Continuous scoring means the output moves every day as new data arrives, rather than jumping only when a human analyst issues a new report. AIR claims its models strip out human bias by relying on statistical patterns rather than subjective judgment.

That raises the question of explainability and audit trails. AIR says its system builds layered outputs — a headline score plus component signals (cashflow, liquidity, covenant stress, market-implied risk) — and keeps logs of data used to produce each daily update. For compliance teams, that is necessary but not sufficient: buyers will want feature-level attributions and human-readable reasons for major score changes, plus independent audit logs that regulators or internal risk committees can inspect.

In practice, explainability tools like feature-attribution methods and counterfactual scenarios are probably part of the offering. AIR will also need clear model governance: versioning, backtesting, and documented retraining cadence so clients can understand whether a change came from new data or a changed model.

Who would pay for daily AI-driven credit ratings — and how workflows could change

AIR’s primary market is private-credit allocators: direct-lending managers, middle-market lenders, collateralized loan obligation (CLO) desks, and institutional investors who hold large illiquid credit portfolios. Secondary-market platforms and brokers could also pay for continuous marks to improve pricing and matching liquidity.

Daily, automated ratings matter in three practical ways. First, pricing: managers could reprice deals or adjust bids in the secondary market faster when scores shift. Second, monitoring: risk teams could set alerts on sudden score drops and pull documentation or trigger covenant tests earlier. Third, portfolio construction: continuous risk measures can be used to rebalance exposures and set more dynamic concentration limits.

For smaller managers who lack large research teams, an automated daily score could act as a force-multiplier. For larger institutions, the tool is more likely to be used as an input to human decisions, a triage mechanism that points analysts where to look rather than replacing judgment.

The raise, the competition and what AIR needs to scale

$6.1 million is a typical seed cheque for a data-and-AI start-up. It should be enough to reach product-market fit and sign a handful of pilot customers, but it won’t buy a nationwide salesforce or decades of proprietary data. That means AIR must convert early pilots into paid contracts and strike data partnerships quickly.

Competitive pressure comes from two directions. On one side are traditional rating agencies and sell-side research teams that supply formal opinions and advisory services. On the other are a growing crop of fintechs using alternative data and models to score credit risk. Incumbents bring distribution, regulatory recognition and credibility; startups bring speed and lower cost. AIR’s success will hinge on carving a clear niche — for example, serving private-credit desks that need daily monitoring rather than formal regulatory ratings.

Go-to-market economics will likely combine subscription fees for platform access, per-asset pricing for large pools, and revenue from deeper integration products such as API feeds into portfolio systems. Data partnerships — with swap providers, transaction repositories or secondary marketplaces — will be crucial to maintain signal quality without bearing all the data cost alone.

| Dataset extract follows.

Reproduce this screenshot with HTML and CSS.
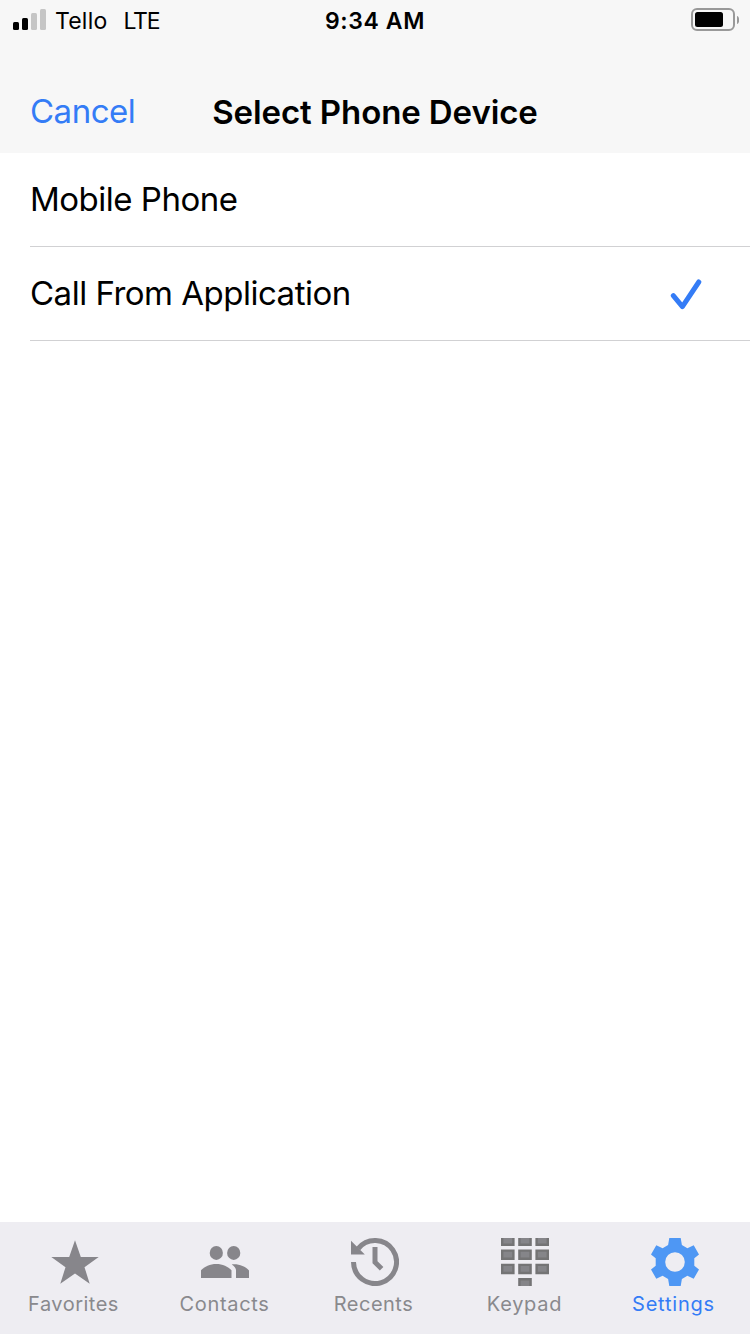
FILE: index.html
```html
<!DOCTYPE html>
<html lang="en">

<head>
    <meta charset="UTF-8">
    <meta name="viewport" content="width=device-width, initial-scale=1.0">
    <title>Select Phone Device</title>
    <link rel="stylesheet" href="styles.css">
</head>

<body>
    <div class="screen">
        <header class="header">
            <div class="status-bar">
                <div class="status-left">
                    <svg class="signal" width="34" height="22" viewBox="0 0 34 22">
                        <rect x="0" y="13" width="6" height="8" rx="1.5" />
                        <rect x="9" y="9" width="6" height="12" rx="1.5" />
                        <rect class="signal-off" x="18" y="4" width="6" height="17" rx="1.5" />
                        <rect class="signal-off" x="27" y="0" width="6" height="21" rx="1.5" />
                    </svg>
                    <span class="carrier">Tello</span>
                    <span class="network">LTE</span>
                </div>
                <span class="time">9:34 AM</span>
                <svg class="battery" width="48" height="24" viewBox="0 0 48 24">
                    <rect class="battery-case" x="1" y="1" width="42" height="21" rx="5" />
                    <rect x="4" y="4" width="28" height="15" rx="2.5" />
                    <path class="battery-tip" d="M46 8c3 1 3 7 0 8z" />
                </svg>
            </div>
            <div class="nav-bar">
                <a class="cancel">Cancel</a>
                <h1>Select Phone Device</h1>
            </div>
        </header>

        <main class="device-list">
            <div class="device">
                <span>Mobile Phone</span>
            </div>
            <div class="device">
                <span>Call From Application</span>
                <svg class="check" width="32" height="32" viewBox="0 0 32 32">
                    <path d="M3.3 17.6L12.4 28.6L28.8 4" />
                </svg>
            </div>
        </main>

        <nav class="tab-bar">
            <a class="tab">
                <svg class="tab-icon" viewBox="0 0 48 48">
                    <path d="M24 2.3L29.8 19H47.7L33.5 29.2L38.7 45.7L24 35.6L9.3 45.7L14.5 29.2L.3 19H18.2z" />
                </svg>
                <span class="label">Favorites</span>
            </a>
            <a class="tab">
                <svg class="tab-icon" viewBox="0 0 48 48">
                    <ellipse cx="15.3" cy="14.9" rx="6.6" ry="7" />
                    <ellipse cx="32.7" cy="14.9" rx="6.6" ry="7" />
                    <path d="M0 40V32.3C3.5 28.6 9 26 15.3 26S27 28.6 30.5 32.3V40z" />
                    <path d="M30.7 26.4C38 25.7 43.9 28.3 48 32.4V40H35V32C35 30 33.3 28.2 30.7 26.4z" />
                </svg>
                <span class="label contacts">Contacts</span>
            </a>
            <a class="tab">
                <svg class="tab-icon" viewBox="0 0 48 48">
                    <path class="clock-line" d="M2.5 24A21.5 21.5 0 1 0 7.2 10.6" />
                    <path d="M0 2.7L13.8 16.6H0z" />
                    <path class="clock-line" d="M24 9V24.2L30.6 30.8" />
                </svg>
                <span class="label">Recents</span>
            </a>
            <a class="tab">
                <svg class="tab-icon keypad-icon" viewBox="0 0 48 48">
                    <path d="M1.2 -2H12.4V6.8H1.2zM18.4 -2H29.6V6.8H18.4zM35.6 -2H46.8V6.8H35.6z" />
                    <path d="M1.2 12.6H12.4V20.7H1.2zM18.4 12.6H29.6V20.7H18.4zM35.6 12.6H46.8V20.7H35.6z" />
                    <path d="M1.2 26.9H12.4V35H1.2zM18.4 26.9H29.6V35H18.4zM35.6 26.9H46.8V35H35.6z" />
                    <path d="M18.4 41.2H29.6V51H18.4z" />
                </svg>
                <span class="label keypad">Keypad</span>
            </a>
            <a class="tab active">
                <svg class="tab-icon" viewBox="0 0 48 48">
                    <path fill-rule="evenodd" d="M18.3 0H29.7L30.9 7L36.4 10.2L42.7 7.3L48 16.5L43.3 20.2V27.8L48 31.5L42.7 40.7L36.4 37.8L30.9 41L29.7 48H18.3L17.1 41L11.6 37.8L5.3 40.7L0 31.5L4.7 27.8V20.2L0 16.5L5.3 7.3L11.6 10.2L17.1 7zM24 14.2A9.8 9.8 0 1 0 24 33.8A9.8 9.8 0 1 0 24 14.2z" />
                </svg>
                <span class="label settings">Settings</span>
            </a>
        </nav>
    </div>
</body>

</html>
```
FILE: styles.css
```css
* {
    box-sizing: border-box;
}

body {
    margin: 0;
    font-family: Inter, "Liberation Sans", sans-serif;
    color: #000;
    background: #fff;
}

.screen {
    display: flex;
    flex-direction: column;
    width: 750px;
    height: 1334px;
}

.header {
    height: 153px;
    background: #f7f7f7;
}

.status-bar {
    display: grid;
    grid-template-columns: 1fr auto 1fr;
    align-items: center;
    height: 40px;
    padding: 0 11px 0 13px;
    font-size: 23px;
}

.status-left {
    display: flex;
    align-items: center;
}

.signal-off {
    fill: #c5c5c5;
}

.carrier,
.network,
.time {
    padding-top: 2px;
}

.carrier {
    margin-left: 8px;
    letter-spacing: 0.2px;
}

.network {
    margin-left: 16px;
    letter-spacing: -1.2px;
}

.time {
    margin-right: 2px;
    font-weight: 600;
    letter-spacing: 0.6px;
}

.battery {
    justify-self: end;
}

.battery-case {
    fill: none;
    stroke: #999;
    stroke-width: 2;
}

.battery-tip {
    fill: #999;
}

.nav-bar {
    display: grid;
    grid-template-columns: 1fr auto 1fr;
    align-items: center;
    height: 88px;
    margin-top: 28px;
    padding: 0 30px;
}

.cancel {
    padding-bottom: 2px;
    font-size: 33px;
    letter-spacing: -0.5px;
    color: #347cf6;
}

h1 {
    margin: 0;
    font-size: 33px;
    font-weight: 600;
    letter-spacing: -0.1px;
}

.device-list {
    flex: 1;
}

.device {
    display: flex;
    align-items: center;
    justify-content: space-between;
    height: 94px;
    margin-left: 30px;
    padding-right: 48px;
    border-bottom: 1px solid #d1d1d3;
    font-size: 33px;
    letter-spacing: -0.5px;
}

.device span {
    padding-bottom: 1px;
}

.check {
    fill: none;
    stroke: #347cf6;
    stroke-width: 5;
    stroke-linecap: round;
    stroke-linejoin: round;
}

.tab-bar {
    display: grid;
    grid-template-columns: repeat(5, 1fr);
    height: 112px;
    background: #eeedf2;
}

.tab {
    display: flex;
    flex-direction: column;
    align-items: center;
    padding-top: 16px;
    color: #89898d;
}

.tab-icon {
    width: 48px;
    height: 48px;
    fill: #87868b;
}

.clock-line {
    fill: none;
    stroke: #87868b;
    stroke-width: 5;
}

.keypad-icon {
    fill: #858589;
    stroke: #747475;
    stroke-width: 2.4;
}

.label {
    margin-top: 5px;
    padding-right: 3px;
    font-size: 20px;
    line-height: 26px;
    letter-spacing: 0.5px;
}

.contacts,
.keypad {
    padding-right: 1px;
    letter-spacing: 0.7px;
}

.settings {
    letter-spacing: 0.8px;
}

.active {
    color: #347cf6;
}

.active .tab-icon {
    fill: #4e97f4;
}
```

Where investors and users should be cautious

The pitch is powerful, but the risks are real. First, model risk: AI can pick up spurious correlations, especially when ground-truth labels are scarce in private-credit markets. That can produce confident but wrong signals during stress.

Second, data bias and gaps: private credit is opaque. Small changes in input coverage can move scores materially. Smaller or newer borrowers may be systematically misestimated if the training data underrepresents them.

Third, regulatory and legal exposure: if AIR’s scores are used in ways that affect capital treatment or public disclosures, regulators could insist on formal permissions or CRA-style oversight. That would raise costs and slow adoption. Likewise, allocations and fiduciaries may be wary of leaning on an automated score without clear auditability.

Finally, adoption hurdles: asset managers are conservative about migrating valuation and risk controls. AIR will need convincing pilot results, strong governance features, and tight integrations with existing systems to break through.

Bottom line: AIR offers a plausible, useful tool for faster private-credit risk signals. For investors, the start-up represents an attractive but high-risk early-stage bet: the technology could cut costs and sharpen monitoring, but getting the data, explainability and regulatory acceptance right will determine whether AIR becomes a market standard or a niche add-on.